Saturday, January 19, 2013

New voters trust politicians more than cops, survey shows


KUALA LUMPUR, Jan 19 — The police force is less trustworthy than political parties, according to the latest survey of first-time voters by the Merdeka Center.
The result of the “First-Time Voters Public Opinion Survey” carried out between November and December last year appeared to stun even the independent pollster.
“Trust in government and various institutions are marginal — are first time voters disinterested or simply cynical?” it remarked in its poll report made available to The Malaysian Insider this week.
File photo of policemen on duty in Kuala Lumpur to face a protesting crowd.

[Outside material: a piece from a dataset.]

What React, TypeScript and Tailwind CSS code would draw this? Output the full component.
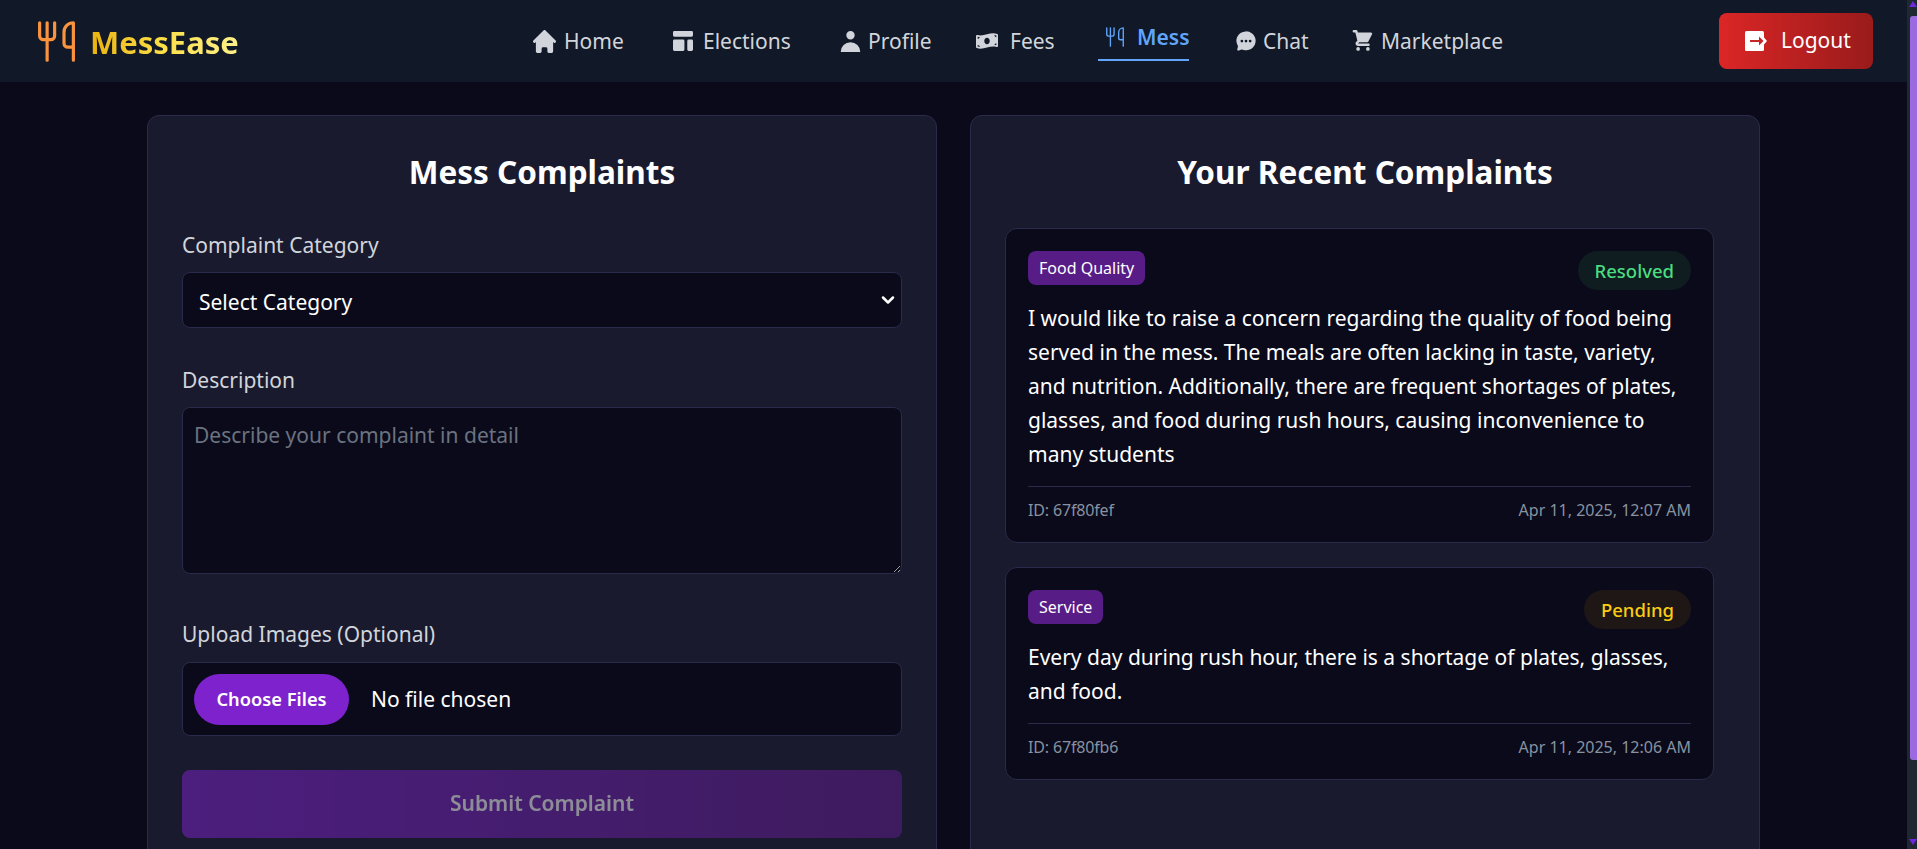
import { HiTemplate, HiHome, HiUser, HiShoppingCart } from "react-icons/hi";
import { IoChatbubbleEllipses } from "react-icons/io5";
import { FaMoneyBillWave } from "react-icons/fa";
import { Utensils, ChevronDown } from "lucide-react";

const font = { fontFamily: '"Noto Sans", sans-serif' };

function NavItem({ icon, label, w, gap }: { icon: React.ReactNode; label: string; w: string; gap: string }) {
  return (
    <a className={`flex items-center text-[21px] leading-[28px] text-[#d1d5db] ${w} ${gap}`}>
      {icon}
      <span>{label}</span>
    </a>
  );
}

function LogoutIcon() {
  return (
    <svg width="22" height="20" viewBox="0 0 22 20" className="shrink-0">
      <rect width="19" height="20" rx="1.5" fill="#ffffff" />
      <rect x="5" y="9" width="10" height="2" fill="#c62828" />
      <path d="M14 5.5L18.5 10L14 14.5Z" fill="#c62828" />
      <path d="M19 6.5L22 10L19 13.5Z" fill="#ffffff" />
    </svg>
  );
}

function Complaint({
  tag, status, statusCls, lines, id, date,
}: { tag: string; status: string; statusCls: string; lines: string[]; id: string; date: string }) {
  return (
    <div className="rounded-xl border border-[#2a2a4a] bg-[#0a0a1a] px-[22px] pt-[22px] pb-[20px]">
      <div className="flex items-start justify-between">
        <span className="flex h-[34px] items-center rounded-lg bg-[#581c87] px-[11px] text-base text-white">{tag}</span>
        <span className={`flex h-[39px] items-center rounded-full px-[17px] text-[18.5px] font-medium ${statusCls}`}>{status}</span>
      </div>
      <div className="mt-[11px] text-[21px] leading-[34px] text-white">
        {lines.map((l) => <div key={l} className="whitespace-nowrap">{l}</div>)}
      </div>
      <div className="mt-[15px] flex justify-between border-t border-[#2a2a4a] pt-[11px] text-base leading-[24px] text-[#8892a0]">
        <span className="tracking-[-0.01em]">{id}</span>
        <span>{date}</span>
      </div>
    </div>
  );
}

export default function App() {
  return (
    <div className="flex h-[849px] overflow-hidden bg-[#0a0a1a]" style={font}>
      <div className="min-w-0 flex-1">
        <header className="flex h-[82px] items-center bg-[#111827] pl-[34px] pr-[34px]">
          <div className="flex w-[499px] items-center gap-[11px]">
            <Utensils size={45} strokeWidth={1.7} className="text-[#fb923c]" />
            <span className="mt-[2px] bg-gradient-to-r from-[#eab308] via-[#fde047] to-[#fef08a] bg-clip-text text-[31px] font-bold text-transparent">MessEase</span>
          </div>
          <nav className="flex flex-1 items-center">
            <NavItem w="w-[140px]" gap="gap-[8px]" icon={<HiHome viewBox="2 2 16 16" size={23} />} label="Home" />
            <NavItem w="w-[167px]" gap="gap-[10px]" icon={<HiTemplate viewBox="3 3 14 14" size={20} />} label="Elections" />
            <NavItem w="w-[136px]" gap="gap-[7px]" icon={<HiUser viewBox="3 3 14 15" size={21} />} label="Profile" />
            <NavItem w="w-[122px]" gap="gap-[12px]" icon={<FaMoneyBillWave size={22} />} label="Fees" />
            <a className="mr-[46px] mt-[-4px] flex h-[44px] w-[91px] flex-col items-start border-b-[2px] border-[#60a5fa] pt-[6px] text-[21px] font-semibold leading-[28px] text-[#60a5fa]">
              <span className="flex items-center gap-[11px] whitespace-nowrap">
                <Utensils size={22} strokeWidth={1.5} className="ml-[6px]" />
                <span>Mess</span>
              </span>
            </a>
            <NavItem w="w-[117px]" gap="gap-[6px]" icon={<IoChatbubbleEllipses size={22} />} label="Chat" />
            <NavItem w="w-[170px]" gap="gap-[7px]" icon={<HiShoppingCart viewBox="2 1 17 18" size={22} />} label="Marketplace" />
          </nav>
          <button className="flex h-[56px] w-[154px] items-center gap-[14px] rounded-lg bg-gradient-to-r from-[#dc2626] to-[#991b1b] pl-[26px] text-[21px] font-normal text-white">
            <LogoutIcon />
            Logout
          </button>
        </header>

        <main className="grid grid-cols-2 gap-[33px] pl-[147px] pr-[147px] pt-[33px]">
          <section className="h-[900px] rounded-xl border border-[#2a2a4a] bg-[#1a1a2e] px-[34px] pt-[34px]">
            <h2 className="mb-[37px] text-center text-[31.5px] font-bold leading-[44px] text-white">Mess Complaints</h2>
            <label className="block text-[21px] leading-[28px] text-[#d1d5db]">Complaint Category</label>
            <div className="relative mt-[13px]">
              <select className="h-[56px] w-full appearance-none rounded-lg border border-[#2a2a4a] bg-[#0a0a1a] pl-4 pt-[6px] text-[21px] text-white">
                <option>Select Category</option>
              </select>
              <ChevronDown size={20} strokeWidth={3} className="pointer-events-none absolute right-[4px] top-[18px] text-white" />
            </div>
            <label className="mt-[38px] block text-[21px] leading-[28px] text-[#d1d5db]">Description</label>
            <textarea
              placeholder="Describe your complaint in detail"
              className="mt-[13px] block h-[167px] w-full rounded-lg border border-[#2a2a4a] bg-[#0a0a1a] pl-[11px] pr-3 pt-[13px] pb-2 text-[21px] leading-[28px] text-white placeholder:text-[#6b7280]"
            />
            <label className="mt-[46px] block text-[21px] leading-[28px] text-[#d1d5db]">Upload Images (Optional)</label>
            <div className="mt-[14px] flex h-[74px] items-center rounded-lg border border-[#2a2a4a] bg-[#0a0a1a] pl-[11px]">
              <input
                type="file"
                multiple
                className="w-full text-[21px] text-white file:mr-[22px] file:h-[51px] file:w-[155px] file:rounded-full file:border-0 file:bg-[#7e22ce] file:text-[18.3px] file:font-semibold file:text-white"
              />
            </div>
            <button className="mt-[34px] h-[68px] w-full rounded-lg bg-gradient-to-r from-[#7e22ce] to-[#621d90] text-[21px] font-semibold text-white opacity-50">
              Submit Complaint
            </button>
          </section>

          <section className="h-[900px] rounded-xl border border-[#2a2a4a] bg-[#1a1a2e] pl-[34px] pr-[45px] pt-[34px]">
            <h2 className="mb-[34px] pl-[11px] text-center text-[31.5px] font-bold leading-[44px] text-white">Your Recent Complaints</h2>
            <div className="flex flex-col gap-[24px]">
              <Complaint
                tag="Food Quality"
                status="Resolved"
                statusCls="bg-[#0f1c20] text-[#4ade80]"
                lines={[
                  "I would like to raise a concern regarding the quality of food being",
                  "served in the mess. The meals are often lacking in taste, variety,",
                  "and nutrition. Additionally, there are frequent shortages of plates,",
                  "glasses, and food during rush hours, causing inconvenience to",
                  "many students",
                ]}
                id="ID: 67f80fef"
                date="Apr 11, 2025, 12:07 AM"
              />
              <Complaint
                tag="Service"
                status="Pending"
                statusCls="bg-[#1f1715] text-[#facc15]"
                lines={[
                  "Every day during rush hour, there is a shortage of plates, glasses,",
                  "and food.",
                ]}
                id="ID: 67f80fb6"
                date="Apr 11, 2025, 12:06 AM"
              />
            </div>
          </section>
        </main>
      </div>

      <aside className="flex w-[10px] flex-col items-end bg-[#1f2730]">
        <svg width="8" height="6" viewBox="0 0 8 6" className="mt-[1px]"><path d="M4 0L8 6H0Z" fill="#6d28d9" /></svg>
        <div className="mt-[9px] h-[744px] w-[7px] rounded-l-[3px] bg-[#9b6ae0]" />
        <svg width="8" height="6" viewBox="0 0 8 6" className="mt-[79px]"><path d="M0 0H8L4 6Z" fill="#6d28d9" /></svg>
      </aside>
    </div>
  );
}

The police force is the most distrusted public institution in the country.
Slightly more than half or 56 per cent of the 826 newly-registered voters in Peninsular Malaysia aged 21 and above polled said they did not trust the police, compared to 47 per cent who said they distrusted political parties, a nine-percentage point gap.
The distrust in the country’s top law enforcement authority stood above all other public institutions surveyed, including both federal and state governments, the Election Commission (EC) and the judiciary.
Slightly more than half of vote virgins polled indicated they put their trust most in the state governments compared to 49 per cent who believed in the election regulator, 47 per cent in Putrajaya, 46 per cent in the courts, 39 per cent in the police and 36 per cent in political parties.
Among race groups, the Chinese were the most distrustful of the police, with eight out of 10 saying they doubted Bukit Aman compared to 46 per cent of Malays and 55 per cent of Indians.
Distrust of political parties was highest among Indians at 57 per cent, followed by 52 per cent of Malays and 33 per cent of Chinese.
Pundits and opposition leaders had cautioned last month that the ongoing backbiting among former senior police officers over alarming tales of power abuse and criminal links has distracted the force from its duties, and added that the trend could cause crime numbers to spike.
They said instead of fighting crime, the police were now too busy defending themselves from the damning stories traded during recent heated exchanges between former Inspector-General of Police Tan Sri Musa Hassan and former head of the Commercial Crimes Department Datuk Ramli Yusuff.
PAS’s Dr Dzulkefly Ahmad had pointed out that when a former top law enforcer rides roughshod over current and past police processes, it only lends credence to public fear over the force’s alleged inability to focus on keeping the country’s streets safe.
The police force has recently been taking a beating from the public and opposition lawmakers after a spate of robberies and assaults drew question marks over government statistics showing a significant drop in the country’s crime rate.
Last July, the DAP’s Liew Chin Tong revealed that 86 per cent of the country’s crime busters are not fighting criminals but handling paperwork, “spying” activities and logistics, further fuelling allegations that the authorities have been massaging crime data to paint a good picture of the force.
“Barely 14 per cent of the uniformed police force is in crime-related departments,” he had said in a July statement, referring to the criminal investigation, narcotics and commercial crime investigation departments in the force.
“Meanwhile, a whopping 86 per cent of police personnel belong to the non-crime-related sectors (like) management, internal security and public order, logistics, Special Branch and special task forces,” he added.
He noted that the Criminal Investigation Department made up only eight per cent or 9,346 of the total 105,929 uniformed police force.
“This means six times as many policemen are tasked with non-crime related jobs than those who are fighting crime. No wonder we feel unsafe,” the Bukit Bendera MP had said.